Sunday 24 June 2007

This 'Wiiks' news


See that pun there in the title? Genius!
You don't get it? I guess you have never heard of the Nintendo Wii, then, and my savagely funny pun (read: lame) is lost on you. You'd best follow that hyperlink back to Wikipedia and then come straight back - what I'm about to write won't make much sense unless you know what a Wii is. Go on, I'll wait for you here...
Back again? Good. Anyway, after months of initial resistance to buying one ("I don't have time for games these days anyway", I would repeat hollowly to myself) and then months of fruitlessly searching the high streets of Great Britian to find a shop that hadn't sold out of the things (they are selling faster than IPods, and have been permanently out of stock since last November), I finally purchased a Wii at the weekend - and my summary, drawing on 25 years of obsessive-compulsive gaming experience is this: it is very good.
From the evidence so far I can't yet see that it is the revolution in videogaming it is heralded to be, but perhaps that's because it is just so good at what it does - the motion sensing with the controller works so well and so accurately that within minutes you are simply taking it for granted, and that when you swing it like a tennis racquet it will hit the ball onscreen - but it is certainly different, and certainly entertaining. Of more interest to me is the things they are doing with it to change the perception of games as a pastime for spotty geeks who fantastise about Lara Croft into a a more inclusive family activity (lots more adult/family orientated activities and channels, non-gaming services on the platform, etc), and on this front I think they have got it just right: the 'Mii' channel (where you make and save avatars that 'live' inside the machine and that can be used as your characters in games) has kept Amelie and I busy for hours, as we make a series of characters from the stock parts on offer: "Make a princess! Make a Genevieve! Make a cat! Make a Tatty Ratty!"

Speaking of Tatty Ratty, the little yellow dribble-filled sack of annoyance has been up to his usual tricks again. On Monday morning Amelie decided, for reasons unknown, that she would only communicate through the medium of Tatty Ratty - but that instead of his usual rabbits voice (High pitched, but basically English mixed with nonsense - quote: "Bleaaah, bleaaah, bleeeeeeeeah") he would instead croak like a frog.
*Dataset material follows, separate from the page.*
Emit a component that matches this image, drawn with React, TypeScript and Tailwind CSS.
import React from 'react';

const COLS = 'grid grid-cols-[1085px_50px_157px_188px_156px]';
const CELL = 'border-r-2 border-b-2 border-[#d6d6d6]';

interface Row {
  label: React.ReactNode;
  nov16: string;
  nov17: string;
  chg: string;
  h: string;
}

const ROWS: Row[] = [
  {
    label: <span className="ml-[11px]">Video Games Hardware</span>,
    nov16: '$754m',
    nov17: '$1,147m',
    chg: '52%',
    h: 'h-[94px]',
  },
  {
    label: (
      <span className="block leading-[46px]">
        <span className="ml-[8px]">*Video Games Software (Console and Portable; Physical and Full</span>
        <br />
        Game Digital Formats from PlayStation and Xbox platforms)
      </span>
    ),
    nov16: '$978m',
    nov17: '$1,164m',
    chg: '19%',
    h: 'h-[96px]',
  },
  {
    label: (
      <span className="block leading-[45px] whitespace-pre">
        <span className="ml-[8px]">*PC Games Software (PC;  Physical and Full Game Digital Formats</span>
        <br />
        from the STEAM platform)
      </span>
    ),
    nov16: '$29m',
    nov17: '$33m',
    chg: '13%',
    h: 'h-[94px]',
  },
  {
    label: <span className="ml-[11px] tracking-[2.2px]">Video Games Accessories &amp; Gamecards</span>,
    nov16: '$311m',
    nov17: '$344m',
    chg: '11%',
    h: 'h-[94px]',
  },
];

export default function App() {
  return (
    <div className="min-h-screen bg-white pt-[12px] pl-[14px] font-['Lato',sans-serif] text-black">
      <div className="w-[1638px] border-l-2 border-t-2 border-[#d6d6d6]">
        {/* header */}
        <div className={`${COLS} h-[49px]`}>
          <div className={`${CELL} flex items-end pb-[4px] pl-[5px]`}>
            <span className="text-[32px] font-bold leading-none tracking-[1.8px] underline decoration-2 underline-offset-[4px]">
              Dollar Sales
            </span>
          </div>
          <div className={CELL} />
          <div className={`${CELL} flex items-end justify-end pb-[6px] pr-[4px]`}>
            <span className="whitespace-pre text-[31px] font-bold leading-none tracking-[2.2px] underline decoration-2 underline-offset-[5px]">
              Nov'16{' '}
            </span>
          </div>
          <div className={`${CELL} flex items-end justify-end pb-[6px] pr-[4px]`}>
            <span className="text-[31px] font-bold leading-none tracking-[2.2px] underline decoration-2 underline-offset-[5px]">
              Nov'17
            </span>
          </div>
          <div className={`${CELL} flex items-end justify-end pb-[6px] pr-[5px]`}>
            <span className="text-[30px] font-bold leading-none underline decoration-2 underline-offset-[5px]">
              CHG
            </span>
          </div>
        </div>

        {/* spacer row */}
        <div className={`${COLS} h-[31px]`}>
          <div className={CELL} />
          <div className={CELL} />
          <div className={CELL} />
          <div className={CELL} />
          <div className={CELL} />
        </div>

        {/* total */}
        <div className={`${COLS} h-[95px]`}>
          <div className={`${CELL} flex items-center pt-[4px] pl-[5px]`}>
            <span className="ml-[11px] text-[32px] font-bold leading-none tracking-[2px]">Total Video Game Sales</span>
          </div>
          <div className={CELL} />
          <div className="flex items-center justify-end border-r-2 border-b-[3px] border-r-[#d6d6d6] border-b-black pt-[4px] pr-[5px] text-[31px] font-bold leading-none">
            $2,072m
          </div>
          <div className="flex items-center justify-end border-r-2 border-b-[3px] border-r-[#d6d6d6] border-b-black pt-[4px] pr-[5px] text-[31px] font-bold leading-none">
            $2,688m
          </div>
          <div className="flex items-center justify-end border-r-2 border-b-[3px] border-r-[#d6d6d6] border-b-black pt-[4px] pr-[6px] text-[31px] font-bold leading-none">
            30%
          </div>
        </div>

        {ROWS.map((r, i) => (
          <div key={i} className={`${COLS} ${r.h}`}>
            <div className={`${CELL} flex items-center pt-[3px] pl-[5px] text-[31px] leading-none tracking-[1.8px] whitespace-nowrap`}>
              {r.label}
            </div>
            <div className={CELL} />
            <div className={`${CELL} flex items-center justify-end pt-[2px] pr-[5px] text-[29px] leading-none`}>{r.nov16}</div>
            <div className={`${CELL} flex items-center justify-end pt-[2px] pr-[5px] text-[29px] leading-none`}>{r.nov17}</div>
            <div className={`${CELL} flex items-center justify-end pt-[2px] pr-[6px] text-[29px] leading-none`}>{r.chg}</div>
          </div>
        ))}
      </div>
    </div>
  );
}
This lasted for 15 minutes - when you asked Amelie anything, she held him up in front of her mouth and just said 'ribbet'. You would think that this would drive me distraction - but the truth is, it was just so confusing, and so early in the morning, that on at least one level I suspected I was still asleep and dreaming the whole thing.
Tatty Ratty then disappeared on Tuesday night, and couldn't be found anywhere in time for bedtime. He turned up the next day in my shoe. That night he went missing again, this time for two days, before he was discovered in the freezer, face down in box of fishfingers. I swear, you start to genuinely think he is doing this of his own accord, and that he simply likes hiding. I have to make a real effort to sometimes remind myself he is a stuffed rabbit, and not a malevolent midget third child.
Amelie is nonplussed by his 'wanderings' (well, of course she is - I do realise she's the one who hides him): she simply shrugs and assumes he has gone to the moon for a holiday and that he will turn up soon. It's just the rest of us who get upset frantically searching for him. And it's not like he will be somewhere logical, like under the bed - apparently we now have to go through all of our frozen foodstuffs on the offchance he is lurking in an open packet of Potato Waffles.